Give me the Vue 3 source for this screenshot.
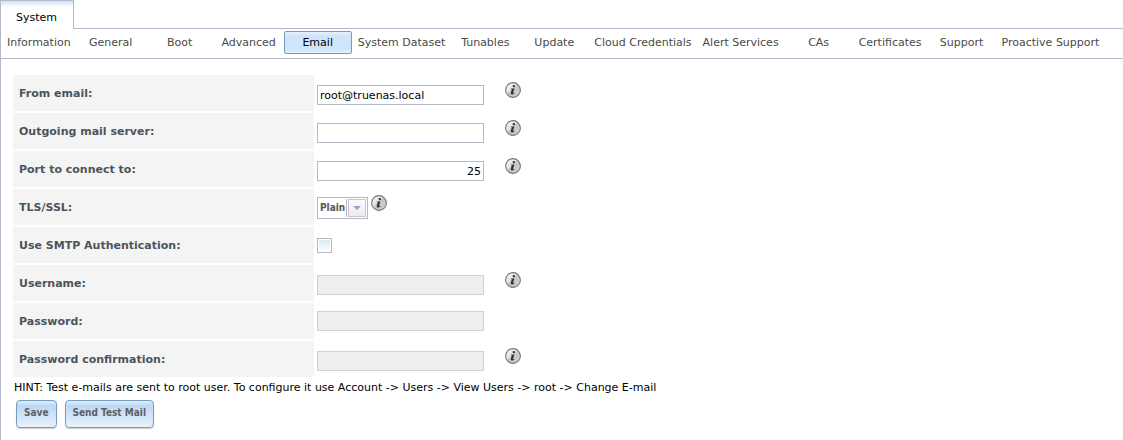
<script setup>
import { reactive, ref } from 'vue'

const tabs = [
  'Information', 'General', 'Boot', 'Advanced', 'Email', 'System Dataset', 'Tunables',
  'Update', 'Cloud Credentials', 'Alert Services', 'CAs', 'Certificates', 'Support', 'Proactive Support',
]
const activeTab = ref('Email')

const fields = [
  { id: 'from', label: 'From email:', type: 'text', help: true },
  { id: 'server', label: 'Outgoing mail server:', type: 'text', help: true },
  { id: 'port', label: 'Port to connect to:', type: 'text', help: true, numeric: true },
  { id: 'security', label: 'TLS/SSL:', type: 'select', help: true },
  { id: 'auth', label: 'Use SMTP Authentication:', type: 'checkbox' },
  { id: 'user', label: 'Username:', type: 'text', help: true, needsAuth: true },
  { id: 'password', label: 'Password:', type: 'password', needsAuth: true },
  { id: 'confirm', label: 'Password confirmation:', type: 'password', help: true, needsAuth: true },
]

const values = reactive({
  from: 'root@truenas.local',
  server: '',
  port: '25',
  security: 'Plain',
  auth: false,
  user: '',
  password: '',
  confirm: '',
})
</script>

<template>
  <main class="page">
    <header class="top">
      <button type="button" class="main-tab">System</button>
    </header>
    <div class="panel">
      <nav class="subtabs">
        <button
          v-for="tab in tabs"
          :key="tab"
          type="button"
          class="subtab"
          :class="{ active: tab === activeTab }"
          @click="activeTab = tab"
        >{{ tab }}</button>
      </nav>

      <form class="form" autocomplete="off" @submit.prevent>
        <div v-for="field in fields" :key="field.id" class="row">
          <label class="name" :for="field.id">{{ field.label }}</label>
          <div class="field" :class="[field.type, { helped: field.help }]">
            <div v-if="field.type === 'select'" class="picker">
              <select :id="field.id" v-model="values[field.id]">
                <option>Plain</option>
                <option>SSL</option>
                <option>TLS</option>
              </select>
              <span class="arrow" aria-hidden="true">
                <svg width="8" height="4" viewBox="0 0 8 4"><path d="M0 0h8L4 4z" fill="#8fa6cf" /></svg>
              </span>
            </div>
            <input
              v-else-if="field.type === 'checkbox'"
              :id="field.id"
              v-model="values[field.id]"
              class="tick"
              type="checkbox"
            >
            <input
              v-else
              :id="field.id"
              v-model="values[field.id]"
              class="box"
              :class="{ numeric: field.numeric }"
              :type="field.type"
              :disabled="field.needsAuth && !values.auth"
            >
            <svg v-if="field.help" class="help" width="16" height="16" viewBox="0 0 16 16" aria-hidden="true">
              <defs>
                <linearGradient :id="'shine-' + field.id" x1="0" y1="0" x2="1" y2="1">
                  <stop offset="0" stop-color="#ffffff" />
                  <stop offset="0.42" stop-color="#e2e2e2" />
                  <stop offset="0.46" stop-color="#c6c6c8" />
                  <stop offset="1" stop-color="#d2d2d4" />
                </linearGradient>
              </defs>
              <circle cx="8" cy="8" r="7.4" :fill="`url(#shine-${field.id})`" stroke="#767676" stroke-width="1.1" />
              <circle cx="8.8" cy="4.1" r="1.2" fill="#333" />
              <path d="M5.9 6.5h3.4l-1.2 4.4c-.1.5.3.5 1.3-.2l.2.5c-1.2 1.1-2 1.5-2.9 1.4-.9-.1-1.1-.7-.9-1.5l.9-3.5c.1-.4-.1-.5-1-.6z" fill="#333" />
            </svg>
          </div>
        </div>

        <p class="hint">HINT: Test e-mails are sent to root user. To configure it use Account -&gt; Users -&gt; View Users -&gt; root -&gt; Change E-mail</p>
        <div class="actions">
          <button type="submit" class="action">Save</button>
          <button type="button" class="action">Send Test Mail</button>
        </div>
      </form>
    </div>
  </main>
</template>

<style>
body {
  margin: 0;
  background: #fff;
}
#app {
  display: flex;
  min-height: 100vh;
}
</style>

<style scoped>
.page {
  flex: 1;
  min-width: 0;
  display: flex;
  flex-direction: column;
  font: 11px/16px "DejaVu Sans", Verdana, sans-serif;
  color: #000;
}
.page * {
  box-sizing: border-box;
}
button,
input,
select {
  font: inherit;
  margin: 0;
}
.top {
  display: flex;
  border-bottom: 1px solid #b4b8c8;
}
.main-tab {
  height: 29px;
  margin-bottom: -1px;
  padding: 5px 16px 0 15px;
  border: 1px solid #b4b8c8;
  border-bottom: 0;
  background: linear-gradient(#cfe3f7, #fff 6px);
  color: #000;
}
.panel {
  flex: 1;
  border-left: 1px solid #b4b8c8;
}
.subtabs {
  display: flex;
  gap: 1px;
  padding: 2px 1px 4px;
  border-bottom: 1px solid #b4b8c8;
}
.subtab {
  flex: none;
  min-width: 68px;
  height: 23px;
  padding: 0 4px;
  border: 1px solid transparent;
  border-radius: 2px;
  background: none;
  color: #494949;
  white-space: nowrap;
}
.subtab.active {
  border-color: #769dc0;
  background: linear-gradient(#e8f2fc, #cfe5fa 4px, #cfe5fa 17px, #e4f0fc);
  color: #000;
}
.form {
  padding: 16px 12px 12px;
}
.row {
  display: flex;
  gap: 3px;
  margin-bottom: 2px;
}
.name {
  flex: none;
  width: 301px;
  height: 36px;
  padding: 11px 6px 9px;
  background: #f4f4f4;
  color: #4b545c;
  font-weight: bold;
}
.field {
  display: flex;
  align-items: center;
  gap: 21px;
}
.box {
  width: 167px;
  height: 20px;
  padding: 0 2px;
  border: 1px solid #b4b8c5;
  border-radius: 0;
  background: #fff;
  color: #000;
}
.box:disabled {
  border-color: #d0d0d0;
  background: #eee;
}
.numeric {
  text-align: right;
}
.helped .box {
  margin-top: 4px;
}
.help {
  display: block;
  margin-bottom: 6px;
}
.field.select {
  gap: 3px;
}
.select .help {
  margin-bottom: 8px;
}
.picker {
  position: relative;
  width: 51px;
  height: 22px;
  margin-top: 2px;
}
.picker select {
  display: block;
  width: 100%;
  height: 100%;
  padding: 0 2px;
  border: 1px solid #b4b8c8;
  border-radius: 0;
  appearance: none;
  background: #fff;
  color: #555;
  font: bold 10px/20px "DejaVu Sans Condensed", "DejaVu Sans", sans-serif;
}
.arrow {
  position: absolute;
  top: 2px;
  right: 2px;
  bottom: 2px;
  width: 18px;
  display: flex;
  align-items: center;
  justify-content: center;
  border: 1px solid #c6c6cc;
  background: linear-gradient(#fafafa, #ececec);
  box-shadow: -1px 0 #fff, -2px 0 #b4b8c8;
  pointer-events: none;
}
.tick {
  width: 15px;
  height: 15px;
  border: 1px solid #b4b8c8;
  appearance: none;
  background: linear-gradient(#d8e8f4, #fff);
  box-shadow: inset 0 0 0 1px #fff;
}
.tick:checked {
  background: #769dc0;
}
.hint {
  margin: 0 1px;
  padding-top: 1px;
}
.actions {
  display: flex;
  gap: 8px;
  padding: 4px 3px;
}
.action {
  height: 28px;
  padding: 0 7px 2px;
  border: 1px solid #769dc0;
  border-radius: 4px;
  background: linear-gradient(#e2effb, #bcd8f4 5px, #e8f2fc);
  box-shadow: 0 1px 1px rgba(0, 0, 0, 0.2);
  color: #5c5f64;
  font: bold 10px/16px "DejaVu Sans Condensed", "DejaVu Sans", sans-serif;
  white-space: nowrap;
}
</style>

* * * * * * * * *

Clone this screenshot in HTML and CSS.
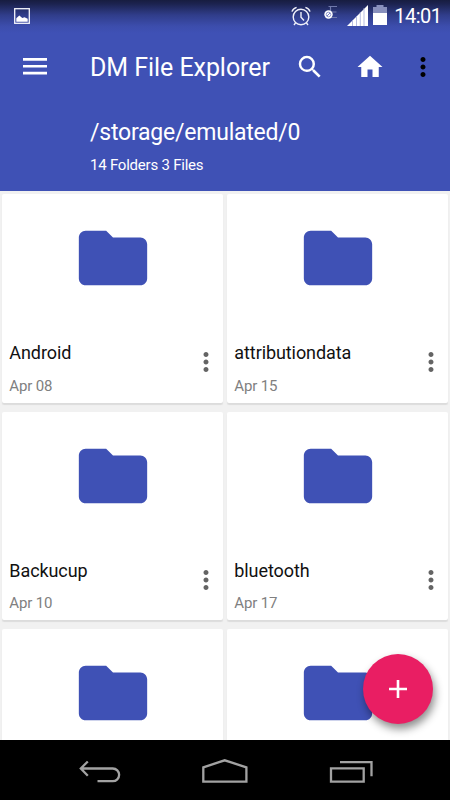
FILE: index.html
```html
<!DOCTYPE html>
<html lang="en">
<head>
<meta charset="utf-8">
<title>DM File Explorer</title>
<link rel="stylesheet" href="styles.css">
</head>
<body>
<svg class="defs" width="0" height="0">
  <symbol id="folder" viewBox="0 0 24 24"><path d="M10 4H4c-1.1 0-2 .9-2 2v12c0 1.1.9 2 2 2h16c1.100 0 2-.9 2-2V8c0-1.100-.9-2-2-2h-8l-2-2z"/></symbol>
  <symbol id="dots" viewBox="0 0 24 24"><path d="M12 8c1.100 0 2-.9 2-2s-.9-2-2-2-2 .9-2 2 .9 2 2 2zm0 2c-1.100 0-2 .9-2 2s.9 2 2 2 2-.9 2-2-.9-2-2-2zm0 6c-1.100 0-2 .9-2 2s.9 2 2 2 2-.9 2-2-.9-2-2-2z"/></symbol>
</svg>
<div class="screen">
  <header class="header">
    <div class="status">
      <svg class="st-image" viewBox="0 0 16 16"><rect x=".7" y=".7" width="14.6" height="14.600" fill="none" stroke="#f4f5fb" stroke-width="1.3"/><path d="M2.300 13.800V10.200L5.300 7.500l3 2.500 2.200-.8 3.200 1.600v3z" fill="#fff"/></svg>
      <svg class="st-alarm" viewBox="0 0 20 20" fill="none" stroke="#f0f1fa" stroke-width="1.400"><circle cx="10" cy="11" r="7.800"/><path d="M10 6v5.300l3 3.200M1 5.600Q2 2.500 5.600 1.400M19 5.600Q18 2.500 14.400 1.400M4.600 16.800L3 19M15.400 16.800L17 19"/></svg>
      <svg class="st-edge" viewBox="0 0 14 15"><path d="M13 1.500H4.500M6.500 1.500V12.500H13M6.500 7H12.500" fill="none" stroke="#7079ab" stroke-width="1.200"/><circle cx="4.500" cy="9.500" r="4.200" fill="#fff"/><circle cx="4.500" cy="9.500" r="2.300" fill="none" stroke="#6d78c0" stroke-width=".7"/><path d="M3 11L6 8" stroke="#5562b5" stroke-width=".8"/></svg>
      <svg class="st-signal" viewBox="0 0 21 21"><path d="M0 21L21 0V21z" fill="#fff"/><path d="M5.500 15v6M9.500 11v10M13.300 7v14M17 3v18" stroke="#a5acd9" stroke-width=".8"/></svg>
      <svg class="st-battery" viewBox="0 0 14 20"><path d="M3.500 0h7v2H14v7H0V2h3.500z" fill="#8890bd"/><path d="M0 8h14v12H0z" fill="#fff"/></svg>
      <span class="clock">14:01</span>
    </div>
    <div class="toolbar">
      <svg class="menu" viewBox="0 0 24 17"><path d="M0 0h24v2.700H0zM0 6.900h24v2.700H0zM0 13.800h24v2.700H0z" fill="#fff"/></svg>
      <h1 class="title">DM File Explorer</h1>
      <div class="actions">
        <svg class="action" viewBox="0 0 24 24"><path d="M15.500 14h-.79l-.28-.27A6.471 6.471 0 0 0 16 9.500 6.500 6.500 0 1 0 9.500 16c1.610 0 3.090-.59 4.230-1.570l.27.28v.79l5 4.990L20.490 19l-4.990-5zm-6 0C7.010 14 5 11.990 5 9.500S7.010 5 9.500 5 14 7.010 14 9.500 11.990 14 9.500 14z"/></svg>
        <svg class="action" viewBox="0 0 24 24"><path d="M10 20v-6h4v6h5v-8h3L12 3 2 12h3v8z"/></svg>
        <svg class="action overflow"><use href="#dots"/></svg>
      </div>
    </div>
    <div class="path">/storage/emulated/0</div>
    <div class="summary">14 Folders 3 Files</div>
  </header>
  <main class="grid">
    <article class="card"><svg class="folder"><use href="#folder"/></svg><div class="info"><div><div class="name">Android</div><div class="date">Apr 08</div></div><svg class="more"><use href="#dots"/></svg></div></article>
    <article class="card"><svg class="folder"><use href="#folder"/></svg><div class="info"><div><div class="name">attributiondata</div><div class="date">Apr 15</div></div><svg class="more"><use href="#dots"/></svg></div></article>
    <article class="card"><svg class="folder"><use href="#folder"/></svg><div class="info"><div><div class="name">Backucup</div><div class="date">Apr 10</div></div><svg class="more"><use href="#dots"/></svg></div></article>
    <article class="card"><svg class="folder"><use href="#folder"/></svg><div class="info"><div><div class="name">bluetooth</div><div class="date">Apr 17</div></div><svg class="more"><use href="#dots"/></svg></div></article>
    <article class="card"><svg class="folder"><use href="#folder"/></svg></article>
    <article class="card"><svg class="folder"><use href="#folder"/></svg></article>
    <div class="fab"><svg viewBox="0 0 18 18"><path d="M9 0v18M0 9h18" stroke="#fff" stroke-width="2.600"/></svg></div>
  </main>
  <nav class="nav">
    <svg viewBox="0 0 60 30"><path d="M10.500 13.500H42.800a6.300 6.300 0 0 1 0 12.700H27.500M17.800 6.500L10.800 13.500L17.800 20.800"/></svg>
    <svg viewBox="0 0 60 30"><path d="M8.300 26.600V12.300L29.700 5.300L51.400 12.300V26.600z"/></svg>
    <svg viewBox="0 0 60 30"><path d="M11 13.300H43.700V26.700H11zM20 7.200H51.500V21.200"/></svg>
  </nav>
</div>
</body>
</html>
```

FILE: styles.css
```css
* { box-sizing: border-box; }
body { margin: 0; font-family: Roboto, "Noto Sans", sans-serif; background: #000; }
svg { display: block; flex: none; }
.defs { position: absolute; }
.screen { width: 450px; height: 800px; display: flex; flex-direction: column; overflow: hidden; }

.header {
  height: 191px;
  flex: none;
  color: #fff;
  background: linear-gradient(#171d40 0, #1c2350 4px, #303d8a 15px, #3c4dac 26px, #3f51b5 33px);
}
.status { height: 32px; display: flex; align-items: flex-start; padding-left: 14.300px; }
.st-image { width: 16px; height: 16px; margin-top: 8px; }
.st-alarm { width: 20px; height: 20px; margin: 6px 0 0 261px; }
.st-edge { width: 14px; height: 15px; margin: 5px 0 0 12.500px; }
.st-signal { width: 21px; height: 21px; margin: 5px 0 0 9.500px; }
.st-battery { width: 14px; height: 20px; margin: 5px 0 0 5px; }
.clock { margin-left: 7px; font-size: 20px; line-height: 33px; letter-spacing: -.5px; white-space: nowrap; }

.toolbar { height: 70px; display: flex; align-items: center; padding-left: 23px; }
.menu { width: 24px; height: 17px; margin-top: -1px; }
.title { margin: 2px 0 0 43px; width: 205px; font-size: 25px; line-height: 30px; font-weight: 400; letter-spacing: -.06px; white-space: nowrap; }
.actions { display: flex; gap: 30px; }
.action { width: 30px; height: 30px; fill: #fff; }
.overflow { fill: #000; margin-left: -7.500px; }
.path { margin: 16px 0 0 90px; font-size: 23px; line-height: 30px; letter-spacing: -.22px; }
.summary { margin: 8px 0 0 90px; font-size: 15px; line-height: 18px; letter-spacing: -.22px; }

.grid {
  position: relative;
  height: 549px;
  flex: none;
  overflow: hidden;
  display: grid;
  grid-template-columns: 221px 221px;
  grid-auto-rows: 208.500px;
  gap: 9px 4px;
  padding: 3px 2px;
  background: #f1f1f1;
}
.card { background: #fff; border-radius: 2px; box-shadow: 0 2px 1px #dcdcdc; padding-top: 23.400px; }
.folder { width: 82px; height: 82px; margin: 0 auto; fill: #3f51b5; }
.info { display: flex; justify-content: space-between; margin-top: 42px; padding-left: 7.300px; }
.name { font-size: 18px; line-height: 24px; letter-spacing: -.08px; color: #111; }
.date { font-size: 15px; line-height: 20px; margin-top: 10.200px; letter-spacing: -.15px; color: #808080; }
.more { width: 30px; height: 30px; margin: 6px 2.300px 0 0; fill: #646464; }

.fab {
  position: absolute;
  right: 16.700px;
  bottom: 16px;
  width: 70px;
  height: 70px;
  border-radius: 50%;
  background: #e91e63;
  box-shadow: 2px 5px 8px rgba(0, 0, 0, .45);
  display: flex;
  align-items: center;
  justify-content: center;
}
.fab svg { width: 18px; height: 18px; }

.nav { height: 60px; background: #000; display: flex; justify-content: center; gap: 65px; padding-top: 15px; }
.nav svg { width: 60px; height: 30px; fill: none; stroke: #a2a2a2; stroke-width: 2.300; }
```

* * * * * * * * *

## STATED GOAL
Output word for word the lines running from the one containing "Give me the Vue 3 source for this screenshot." to the one containing "const activeTab = ref('Email')", both included, leaving out the pictures.

## ANSWER TO THIS TASK
Give me the Vue 3 source for this screenshot.
<script setup>
import { reactive, ref } from 'vue'

const tabs = [
  'Information', 'General', 'Boot', 'Advanced', 'Email', 'System Dataset', 'Tunables',
  'Update', 'Cloud Credentials', 'Alert Services', 'CAs', 'Certificates', 'Support', 'Proactive Support',
]
const activeTab = ref('Email')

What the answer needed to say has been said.